╭─ Information given
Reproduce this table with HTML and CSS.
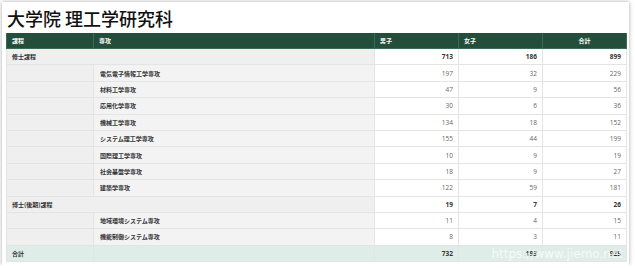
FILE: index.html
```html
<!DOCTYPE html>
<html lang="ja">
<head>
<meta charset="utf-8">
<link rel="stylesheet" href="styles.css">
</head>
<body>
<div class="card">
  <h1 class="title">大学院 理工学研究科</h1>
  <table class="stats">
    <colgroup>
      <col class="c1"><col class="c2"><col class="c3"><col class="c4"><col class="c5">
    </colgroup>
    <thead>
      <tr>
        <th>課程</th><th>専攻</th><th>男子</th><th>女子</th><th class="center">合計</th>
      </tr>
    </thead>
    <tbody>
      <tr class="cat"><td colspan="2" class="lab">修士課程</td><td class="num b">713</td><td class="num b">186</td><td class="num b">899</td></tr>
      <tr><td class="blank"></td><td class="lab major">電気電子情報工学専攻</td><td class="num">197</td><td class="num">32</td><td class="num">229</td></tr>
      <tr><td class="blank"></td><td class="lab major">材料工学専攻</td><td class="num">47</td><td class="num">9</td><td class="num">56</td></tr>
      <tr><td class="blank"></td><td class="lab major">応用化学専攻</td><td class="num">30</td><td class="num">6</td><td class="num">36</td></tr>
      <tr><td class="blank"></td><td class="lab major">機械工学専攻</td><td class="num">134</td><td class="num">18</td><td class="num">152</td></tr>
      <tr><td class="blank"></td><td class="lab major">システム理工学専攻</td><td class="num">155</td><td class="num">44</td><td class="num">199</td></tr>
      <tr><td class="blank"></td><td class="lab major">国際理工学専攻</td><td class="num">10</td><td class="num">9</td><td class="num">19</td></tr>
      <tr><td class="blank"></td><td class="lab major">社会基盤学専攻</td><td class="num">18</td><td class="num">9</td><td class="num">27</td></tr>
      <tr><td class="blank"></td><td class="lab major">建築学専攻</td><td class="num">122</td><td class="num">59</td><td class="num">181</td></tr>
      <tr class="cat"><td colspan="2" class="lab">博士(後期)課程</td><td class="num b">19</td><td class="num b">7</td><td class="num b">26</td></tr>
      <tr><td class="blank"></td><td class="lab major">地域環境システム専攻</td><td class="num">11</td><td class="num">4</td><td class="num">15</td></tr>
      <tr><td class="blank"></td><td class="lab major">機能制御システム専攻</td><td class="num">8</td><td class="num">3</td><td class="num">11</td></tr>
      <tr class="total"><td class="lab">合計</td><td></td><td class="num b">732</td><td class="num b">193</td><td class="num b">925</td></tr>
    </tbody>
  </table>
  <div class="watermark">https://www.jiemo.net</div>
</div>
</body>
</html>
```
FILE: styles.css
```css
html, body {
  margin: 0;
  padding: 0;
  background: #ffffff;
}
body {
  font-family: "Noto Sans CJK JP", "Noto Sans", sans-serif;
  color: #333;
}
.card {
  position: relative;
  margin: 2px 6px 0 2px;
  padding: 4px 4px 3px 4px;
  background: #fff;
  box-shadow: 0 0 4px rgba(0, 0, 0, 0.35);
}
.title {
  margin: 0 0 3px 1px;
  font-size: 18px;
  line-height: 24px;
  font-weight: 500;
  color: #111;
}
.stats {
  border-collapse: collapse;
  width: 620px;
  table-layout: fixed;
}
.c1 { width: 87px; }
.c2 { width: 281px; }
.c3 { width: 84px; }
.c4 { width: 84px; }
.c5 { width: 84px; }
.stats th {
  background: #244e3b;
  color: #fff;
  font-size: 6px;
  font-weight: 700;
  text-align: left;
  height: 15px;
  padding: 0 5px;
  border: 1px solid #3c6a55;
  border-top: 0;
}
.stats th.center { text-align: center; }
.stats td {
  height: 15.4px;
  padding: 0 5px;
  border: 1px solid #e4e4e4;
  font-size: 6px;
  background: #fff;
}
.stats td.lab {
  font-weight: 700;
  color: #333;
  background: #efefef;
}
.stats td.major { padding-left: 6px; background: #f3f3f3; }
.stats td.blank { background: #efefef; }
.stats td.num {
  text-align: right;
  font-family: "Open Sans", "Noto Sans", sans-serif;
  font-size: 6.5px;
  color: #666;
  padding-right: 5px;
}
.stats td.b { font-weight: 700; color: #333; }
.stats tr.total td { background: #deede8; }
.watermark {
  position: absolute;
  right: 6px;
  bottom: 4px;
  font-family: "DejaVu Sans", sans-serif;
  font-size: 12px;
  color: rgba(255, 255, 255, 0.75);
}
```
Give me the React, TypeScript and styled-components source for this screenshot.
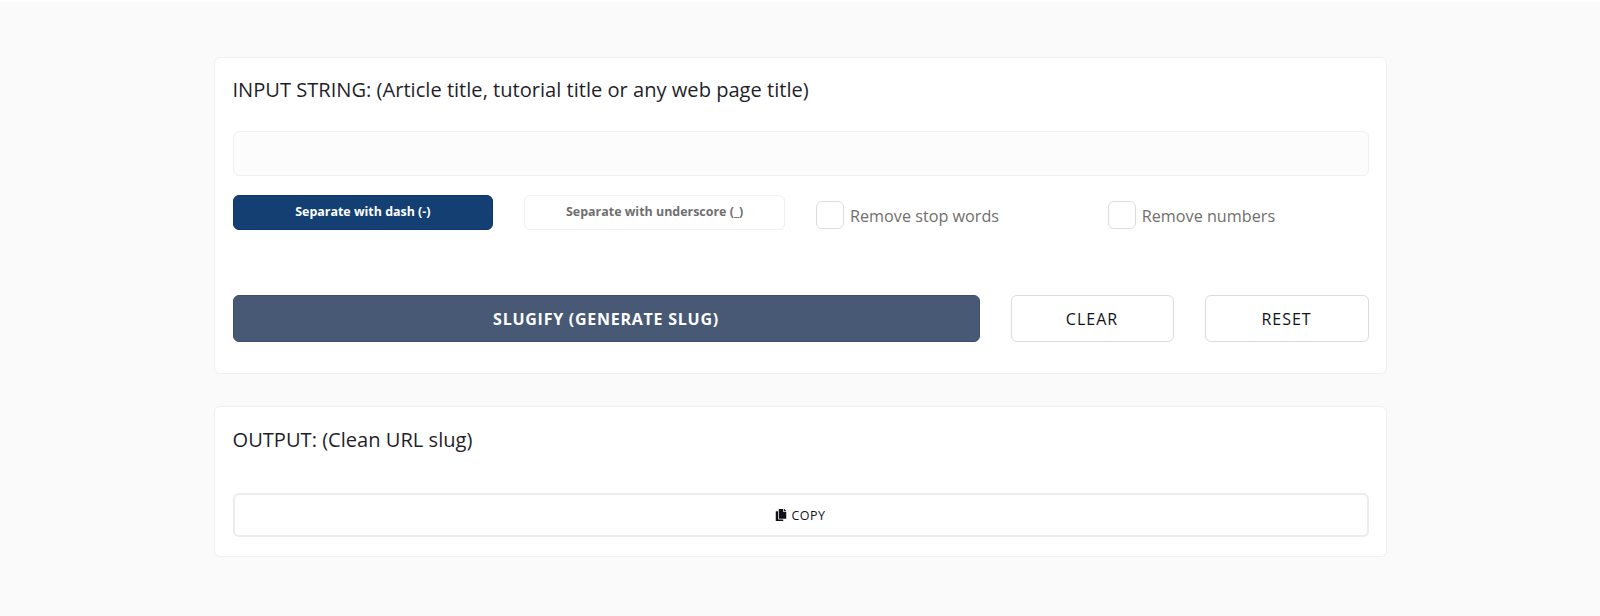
╰─
◆ Task objective ◆
List every line in the records above that contains the word "this".

◆ Answer to the task ◆
Reproduce this table with HTML and CSS.
Give me the React, TypeScript and styled-components source for this screenshot.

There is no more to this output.